◆ WHAT YOU NEED TO DO:
Transcribe everything in the data word for word. Pictures are left out.

◆ COLLECTED MATERIAL:
:::

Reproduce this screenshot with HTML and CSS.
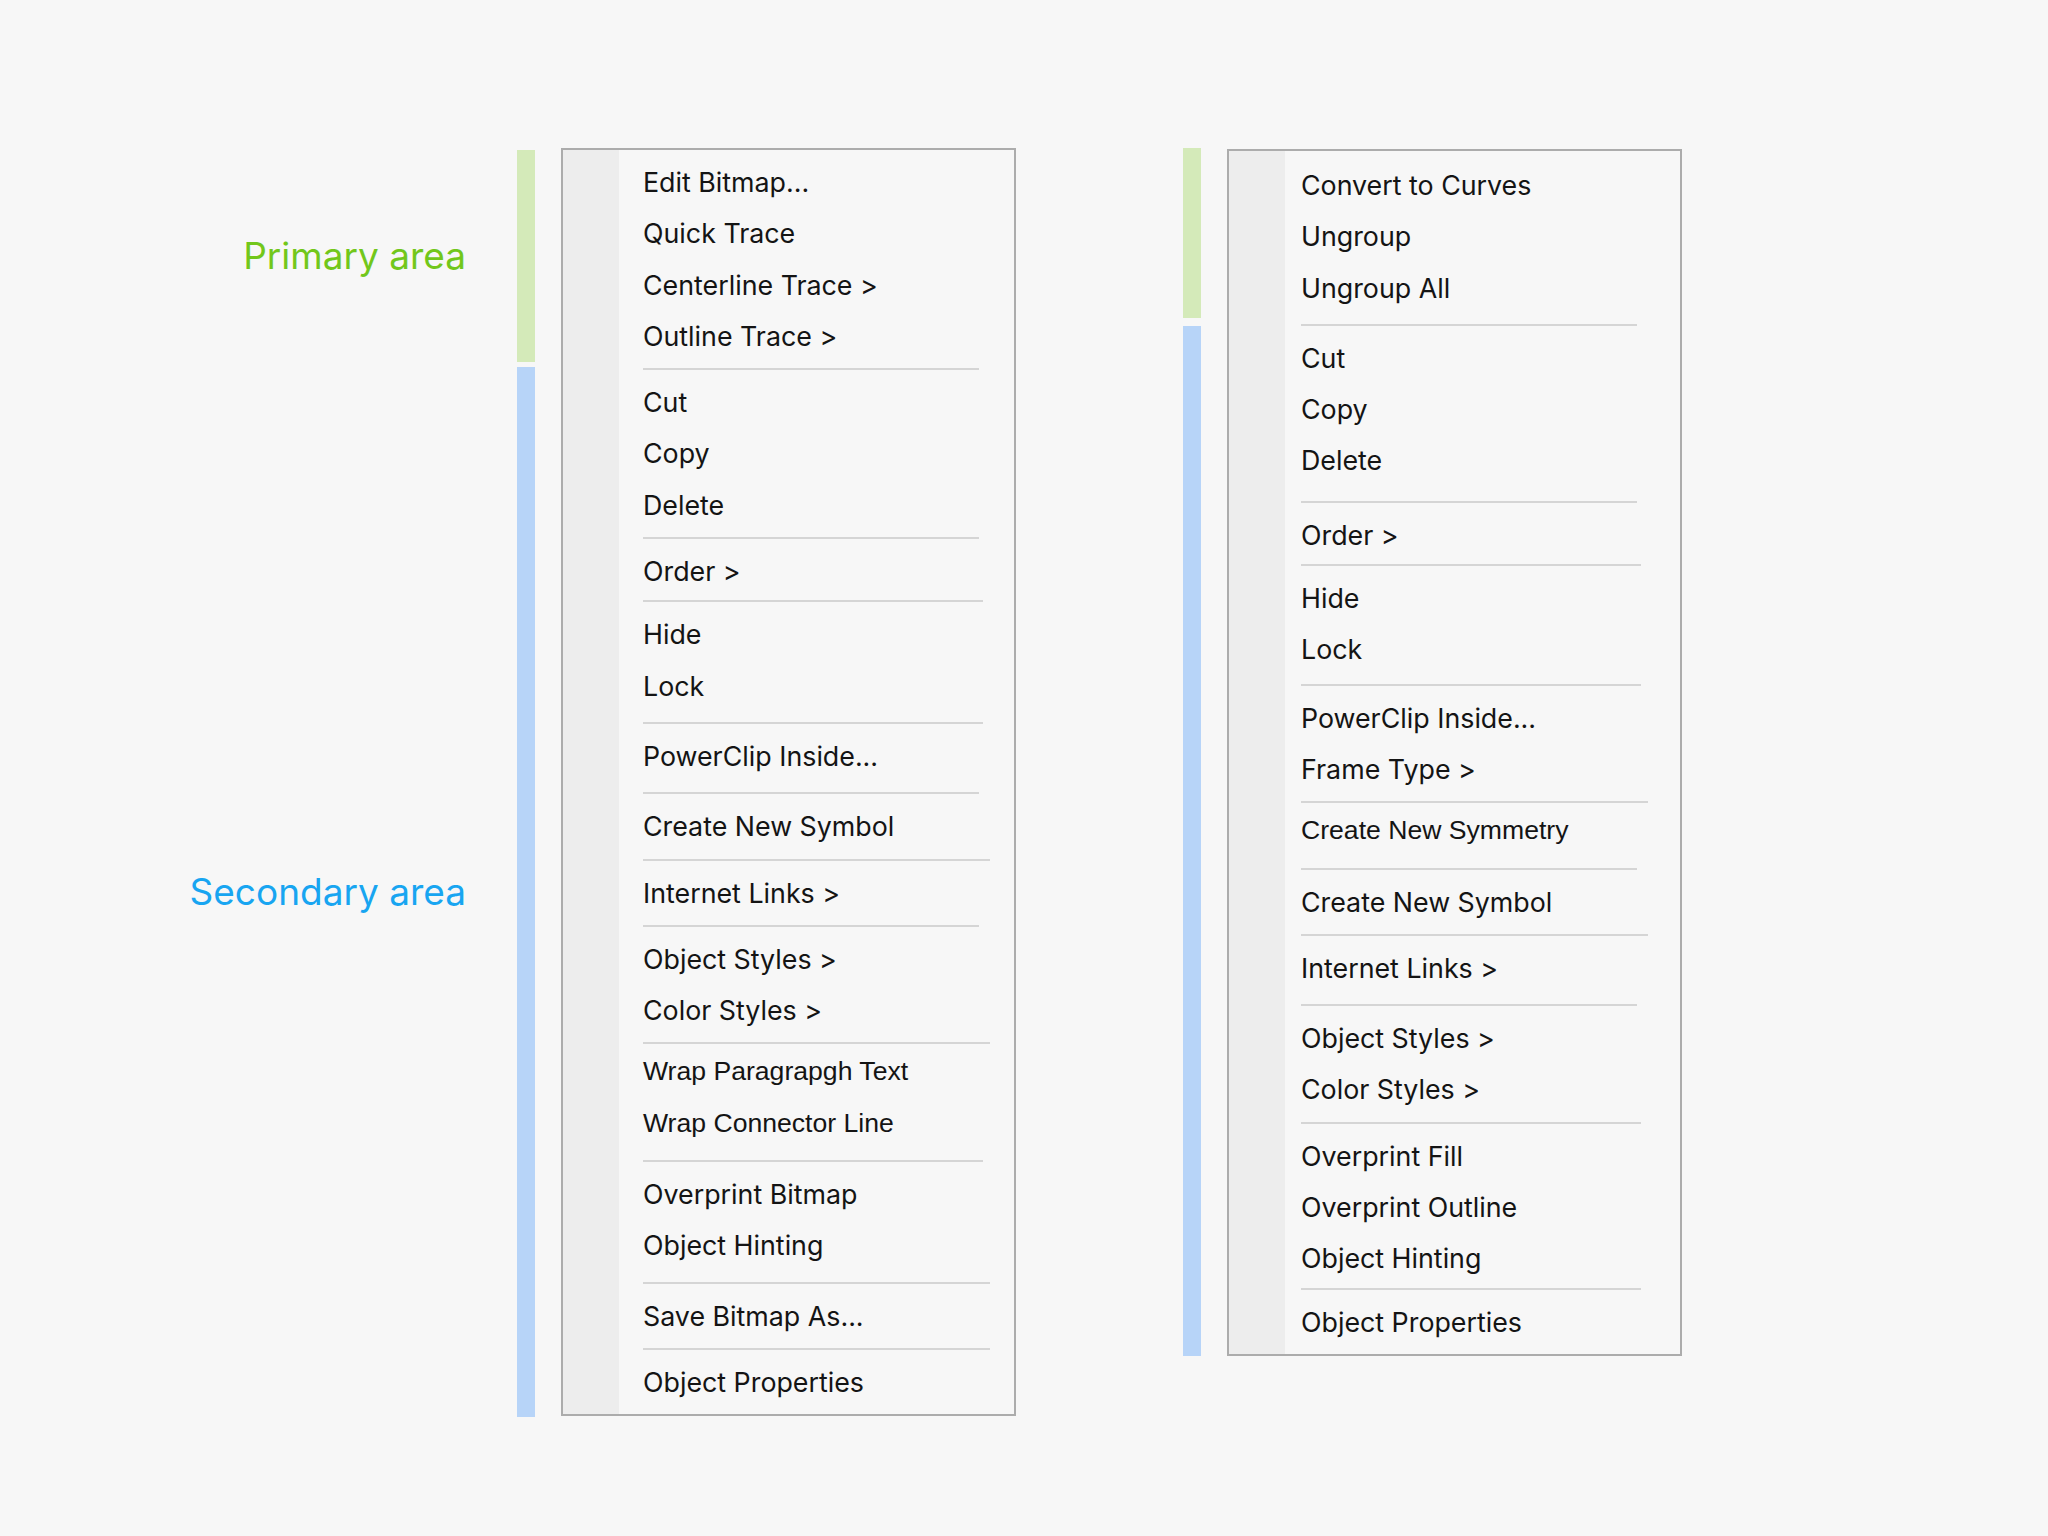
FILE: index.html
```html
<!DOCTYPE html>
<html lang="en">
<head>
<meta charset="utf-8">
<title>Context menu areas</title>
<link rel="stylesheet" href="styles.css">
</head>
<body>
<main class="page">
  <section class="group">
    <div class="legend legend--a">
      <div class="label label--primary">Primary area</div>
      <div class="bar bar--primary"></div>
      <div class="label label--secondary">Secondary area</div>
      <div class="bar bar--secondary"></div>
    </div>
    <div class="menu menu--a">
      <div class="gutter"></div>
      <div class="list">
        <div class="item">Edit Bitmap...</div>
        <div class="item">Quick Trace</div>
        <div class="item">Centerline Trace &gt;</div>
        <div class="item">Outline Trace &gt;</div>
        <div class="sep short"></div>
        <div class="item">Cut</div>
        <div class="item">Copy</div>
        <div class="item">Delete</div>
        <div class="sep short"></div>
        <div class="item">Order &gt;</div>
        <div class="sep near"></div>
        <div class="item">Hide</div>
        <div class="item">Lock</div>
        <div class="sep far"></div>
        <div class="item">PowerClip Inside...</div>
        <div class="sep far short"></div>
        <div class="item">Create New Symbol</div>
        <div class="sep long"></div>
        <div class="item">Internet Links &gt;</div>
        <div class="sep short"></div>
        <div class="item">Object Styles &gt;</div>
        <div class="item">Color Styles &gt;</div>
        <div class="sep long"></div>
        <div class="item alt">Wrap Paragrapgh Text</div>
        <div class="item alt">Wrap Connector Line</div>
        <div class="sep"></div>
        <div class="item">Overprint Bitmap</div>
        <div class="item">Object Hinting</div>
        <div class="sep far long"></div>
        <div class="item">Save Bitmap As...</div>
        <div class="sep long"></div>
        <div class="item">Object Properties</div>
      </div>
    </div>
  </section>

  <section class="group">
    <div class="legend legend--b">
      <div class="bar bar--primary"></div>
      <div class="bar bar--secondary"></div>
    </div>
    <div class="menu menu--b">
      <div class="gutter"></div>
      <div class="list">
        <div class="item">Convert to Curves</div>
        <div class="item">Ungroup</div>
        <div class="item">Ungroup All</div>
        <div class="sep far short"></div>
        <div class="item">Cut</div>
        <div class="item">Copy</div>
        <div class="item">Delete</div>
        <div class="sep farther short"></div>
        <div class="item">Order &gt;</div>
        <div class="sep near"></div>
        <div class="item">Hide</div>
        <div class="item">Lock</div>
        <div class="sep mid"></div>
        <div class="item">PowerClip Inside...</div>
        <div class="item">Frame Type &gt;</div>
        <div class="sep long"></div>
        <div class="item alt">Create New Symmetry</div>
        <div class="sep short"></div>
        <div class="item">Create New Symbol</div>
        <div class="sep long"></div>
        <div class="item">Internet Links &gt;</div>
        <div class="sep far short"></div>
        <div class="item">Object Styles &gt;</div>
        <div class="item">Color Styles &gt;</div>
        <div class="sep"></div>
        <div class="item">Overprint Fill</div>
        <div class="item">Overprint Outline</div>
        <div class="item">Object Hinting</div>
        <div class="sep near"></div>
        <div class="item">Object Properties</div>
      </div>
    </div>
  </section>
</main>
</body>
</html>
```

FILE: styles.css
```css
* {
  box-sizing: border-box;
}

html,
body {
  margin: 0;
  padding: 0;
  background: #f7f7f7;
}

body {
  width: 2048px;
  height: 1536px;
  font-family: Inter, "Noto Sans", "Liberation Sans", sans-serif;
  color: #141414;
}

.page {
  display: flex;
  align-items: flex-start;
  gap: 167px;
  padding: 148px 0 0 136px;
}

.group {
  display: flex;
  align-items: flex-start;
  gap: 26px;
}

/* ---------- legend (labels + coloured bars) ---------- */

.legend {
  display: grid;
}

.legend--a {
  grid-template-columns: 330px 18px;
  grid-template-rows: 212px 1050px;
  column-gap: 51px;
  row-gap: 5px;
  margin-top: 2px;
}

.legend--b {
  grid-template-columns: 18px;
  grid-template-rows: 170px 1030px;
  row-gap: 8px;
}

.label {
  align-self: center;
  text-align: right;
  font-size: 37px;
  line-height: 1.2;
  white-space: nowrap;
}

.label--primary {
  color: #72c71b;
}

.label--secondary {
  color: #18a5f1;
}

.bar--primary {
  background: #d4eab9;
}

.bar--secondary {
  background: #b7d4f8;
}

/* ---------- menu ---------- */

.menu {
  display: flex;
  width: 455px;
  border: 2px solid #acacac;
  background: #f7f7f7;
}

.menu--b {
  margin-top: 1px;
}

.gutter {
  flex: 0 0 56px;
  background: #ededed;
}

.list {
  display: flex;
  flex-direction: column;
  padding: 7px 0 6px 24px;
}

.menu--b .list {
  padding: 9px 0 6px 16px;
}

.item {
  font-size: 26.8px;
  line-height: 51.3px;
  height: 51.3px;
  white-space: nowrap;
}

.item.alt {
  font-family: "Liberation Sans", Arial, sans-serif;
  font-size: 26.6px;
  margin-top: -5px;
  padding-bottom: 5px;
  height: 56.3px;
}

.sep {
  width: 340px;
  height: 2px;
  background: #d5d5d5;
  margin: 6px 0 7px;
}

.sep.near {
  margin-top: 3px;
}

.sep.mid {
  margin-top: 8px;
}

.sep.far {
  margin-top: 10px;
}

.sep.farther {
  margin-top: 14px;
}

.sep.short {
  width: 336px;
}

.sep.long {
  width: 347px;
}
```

:::

◆ SOLUTION:
Reproduce this screenshot with HTML and CSS.
FILE: index.html
```html
<!DOCTYPE html>
<html lang="en">
<head>
<meta charset="utf-8">
<title>Context menu areas</title>
<link rel="stylesheet" href="styles.css">
</head>
<body>
<main class="page">
  <section class="group">
    <div class="legend legend--a">
      <div class="label label--primary">Primary area</div>
      <div class="bar bar--primary"></div>
      <div class="label label--secondary">Secondary area</div>
      <div class="bar bar--secondary"></div>
    </div>
    <div class="menu menu--a">
      <div class="gutter"></div>
      <div class="list">
        <div class="item">Edit Bitmap...</div>
        <div class="item">Quick Trace</div>
        <div class="item">Centerline Trace &gt;</div>
        <div class="item">Outline Trace &gt;</div>
        <div class="sep short"></div>
        <div class="item">Cut</div>
        <div class="item">Copy</div>
        <div class="item">Delete</div>
        <div class="sep short"></div>
        <div class="item">Order &gt;</div>
        <div class="sep near"></div>
        <div class="item">Hide</div>
        <div class="item">Lock</div>
        <div class="sep far"></div>
        <div class="item">PowerClip Inside...</div>
        <div class="sep far short"></div>
        <div class="item">Create New Symbol</div>
        <div class="sep long"></div>
        <div class="item">Internet Links &gt;</div>
        <div class="sep short"></div>
        <div class="item">Object Styles &gt;</div>
        <div class="item">Color Styles &gt;</div>
        <div class="sep long"></div>
        <div class="item alt">Wrap Paragrapgh Text</div>
        <div class="item alt">Wrap Connector Line</div>
        <div class="sep"></div>
        <div class="item">Overprint Bitmap</div>
        <div class="item">Object Hinting</div>
        <div class="sep far long"></div>
        <div class="item">Save Bitmap As...</div>
        <div class="sep long"></div>
        <div class="item">Object Properties</div>
      </div>
    </div>
  </section>

  <section class="group">
    <div class="legend legend--b">
      <div class="bar bar--primary"></div>
      <div class="bar bar--secondary"></div>
    </div>
    <div class="menu menu--b">
      <div class="gutter"></div>
      <div class="list">
        <div class="item">Convert to Curves</div>
        <div class="item">Ungroup</div>
        <div class="item">Ungroup All</div>
        <div class="sep far short"></div>
        <div class="item">Cut</div>
        <div class="item">Copy</div>
        <div class="item">Delete</div>
        <div class="sep farther short"></div>
        <div class="item">Order &gt;</div>
        <div class="sep near"></div>
        <div class="item">Hide</div>
        <div class="item">Lock</div>
        <div class="sep mid"></div>
        <div class="item">PowerClip Inside...</div>
        <div class="item">Frame Type &gt;</div>
        <div class="sep long"></div>
        <div class="item alt">Create New Symmetry</div>
        <div class="sep short"></div>
        <div class="item">Create New Symbol</div>
        <div class="sep long"></div>
        <div class="item">Internet Links &gt;</div>
        <div class="sep far short"></div>
        <div class="item">Object Styles &gt;</div>
        <div class="item">Color Styles &gt;</div>
        <div class="sep"></div>
        <div class="item">Overprint Fill</div>
        <div class="item">Overprint Outline</div>
        <div class="item">Object Hinting</div>
        <div class="sep near"></div>
        <div class="item">Object Properties</div>
      </div>
    </div>
  </section>
</main>
</body>
</html>
```

FILE: styles.css
```css
* {
  box-sizing: border-box;
}

html,
body {
  margin: 0;
  padding: 0;
  background: #f7f7f7;
}

body {
  width: 2048px;
  height: 1536px;
  font-family: Inter, "Noto Sans", "Liberation Sans", sans-serif;
  color: #141414;
}

.page {
  display: flex;
  align-items: flex-start;
  gap: 167px;
  padding: 148px 0 0 136px;
}

.group {
  display: flex;
  align-items: flex-start;
  gap: 26px;
}

/* ---------- legend (labels + coloured bars) ---------- */

.legend {
  display: grid;
}

.legend--a {
  grid-template-columns: 330px 18px;
  grid-template-rows: 212px 1050px;
  column-gap: 51px;
  row-gap: 5px;
  margin-top: 2px;
}

.legend--b {
  grid-template-columns: 18px;
  grid-template-rows: 170px 1030px;
  row-gap: 8px;
}

.label {
  align-self: center;
  text-align: right;
  font-size: 37px;
  line-height: 1.2;
  white-space: nowrap;
}

.label--primary {
  color: #72c71b;
}

.label--secondary {
  color: #18a5f1;
}

.bar--primary {
  background: #d4eab9;
}

.bar--secondary {
  background: #b7d4f8;
}

/* ---------- menu ---------- */

.menu {
  display: flex;
  width: 455px;
  border: 2px solid #acacac;
  background: #f7f7f7;
}

.menu--b {
  margin-top: 1px;
}

.gutter {
  flex: 0 0 56px;
  background: #ededed;
}

.list {
  display: flex;
  flex-direction: column;
  padding: 7px 0 6px 24px;
}

.menu--b .list {
  padding: 9px 0 6px 16px;
}

.item {
  font-size: 26.8px;
  line-height: 51.3px;
  height: 51.3px;
  white-space: nowrap;
}

.item.alt {
  font-family: "Liberation Sans", Arial, sans-serif;
  font-size: 26.6px;
  margin-top: -5px;
  padding-bottom: 5px;
  height: 56.3px;
}

.sep {
  width: 340px;
  height: 2px;
  background: #d5d5d5;
  margin: 6px 0 7px;
}

.sep.near {
  margin-top: 3px;
}

.sep.mid {
  margin-top: 8px;
}

.sep.far {
  margin-top: 10px;
}

.sep.farther {
  margin-top: 14px;
}

.sep.short {
  width: 336px;
}

.sep.long {
  width: 347px;
}
```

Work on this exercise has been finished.